Grâce au prestige de CLEMENCEAU, MANDEL en 1919 est élu député en Gironde dans la chambre” bleu-horizon” à tendance patriotique très affirmée ; quinze jours après il devient maire de Soulac et en 1920 président du conseil général ! Malgré une telle réussite , tout n’allait pas pour le mieux : le nouveau député , autoritaire , cassant et ironique eut à subir des séances mémorables à l’assemblée nationale surtout lorsqu’il critiquait la politique trop “molle” vis à vis de l’Allemagne d’Aristide BRIAND ; ses adversaires , depuis la droite jusqu’à la gauche n’hésitaient pas à user de toutes les insultes racistes les plus ignobles ! En 1924 MANDEL perd son siège à l’arrivée du cartel des gauches : le patriotisme de la chambre bleu-horizon avait vécu , ce qui amènera MANDEL à prendre du recul par rapport à son comportement politique et humain . Il est à nouveau député de Gironde en 1928 et il le restera jusqu’en 1940 ; On commence à se rendre compte de la valeur de l’homme : en novembre1934 il est nommé ministre des postes télégraphes et téléphones : son action est brutale vis à vis du personnel mais la réorganisation est efficace ; on lui doit aussi la multiplication des relais hertziens de radio et même en 1935 la première émission de télévision ; mais de toute évidence il aurait préféré le ministère des affaires étrangères , ce qui lui aurait permis de se faire davantage entendre lors de la remilitarisation de l’ALLEMAGNE . Il conserve son siège lors du ras de marée de la gauche en 1936 ce qui montre son ancrage ; Et dès 1938 , le 12 avril , il est à la tête du ministère des colonies ; il désire instituer une grande armée coloniale , persuadé qu’il est qu’un nouveau conflit se gagnerait à l’extérieur de la métropole . Très tôt ses inquiétudes paraissent justifiées après les accords de Munich le 30 septembre 1938 : il proclame tout haut ce que DALADIER pense en lui-même . Il en vient même à proposer sa démission ce qui lui est refusé . Au début de la guerre il obtient le ministère de l’intérieur qu’il ne conservera que peu de temps ; il s’attaque alors violemment aux ligues fascistes qui se développent et qui prônent le “pacifisme”.
L’année 1940 fut fertile en événements pour l’ensemble de la France et par là-même pour MANDEL : dès le mois de mai l’Allemagne lance la guerre éclair ; le gouvernement se réfugie alors en Touraine avant de choisir Bordeaux ; le 16 juin REYNAUD se croyant mis en minorité par les “pacifistes” dont PETAIN démissionne, entrainant MANDEL dans sa chute ; PETAIN devient président du conseil ; face aux rumeurs d’armistice les anglais essaient d’inciter les Français à constituer un gouvernement en exil à Londres ; ils songent surtout à MANDEL ; mais ce dernier refuse par des allégations futiles ; il craint surtout qu’on le considère comme un fuyard.

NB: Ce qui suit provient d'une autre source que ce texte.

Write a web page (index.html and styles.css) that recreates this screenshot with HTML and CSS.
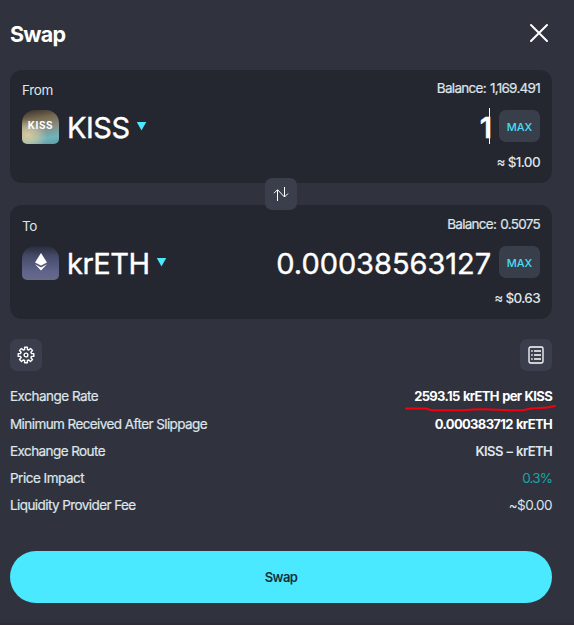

Et c’est un inconnu, DE GAULLE, qui partira. Dès le 17 juin il est arrêté sur ordre du gouvernement par suite d’une dénonciation mensongère ; il est rapidement libéré avec une lettre d’excuses de PETAIN : première alerte …. Finalement il s’embarque avec d’autres parlementaires dont J. ZAY à bord du Massilia pour le Maroc avec l’intention de poursuivre le combat depuis les colonies. L’armistice avec le Reich est signé le 22 juin et les parlementaires sont faits prisonniers à leur arrivée pour désertion ; on voudrait bien condamner MANDEL à mort mais les charges sont inexistantes. Et une fois de plus les anglais ne parviennent pas à le ramener à Londres. Dès l’automne, il est rapatrié en métropole sans être vraiment condamné et jusqu’à la libération de l’Afrique du nord par les alliés, il est “promené” de prison en prison ; il rencontre par intermittence REYNAUD, DALADIER, BLUM, prisonniers comme lui : sa foi en la victoire des alliés demeure intacte. Pendant toute cette période sa compagne et sa fille essaieront de le suivre ! En novembre 1942 les allemands qui viennent d’envahir la zone libre envoient ces prisonniers en Allemagne ; ils serviront éventuellement d’otages. Le 4 juillet 1944 MANDEL est “réexpédié” en France : Philippe HENRIOT vient d’être exécuté ; il sait fort bien ce qui l’attend, comme le précisera plus tard L. BLUM .
Comme J.ZAY , MANDEL est aujourd’hui relativement peu connu ; s’il fut un politique de grande valeur, assez inclassable sur l’échiquier politique , il n’a jamais atteint la notoriété d’un DE GAULLE ou d’un JEAN MOULIN . Il n’était pas né avec un cuillère d’argent dans la bouche ; et le personnel de la troisième république attend encore sa réhabilitation.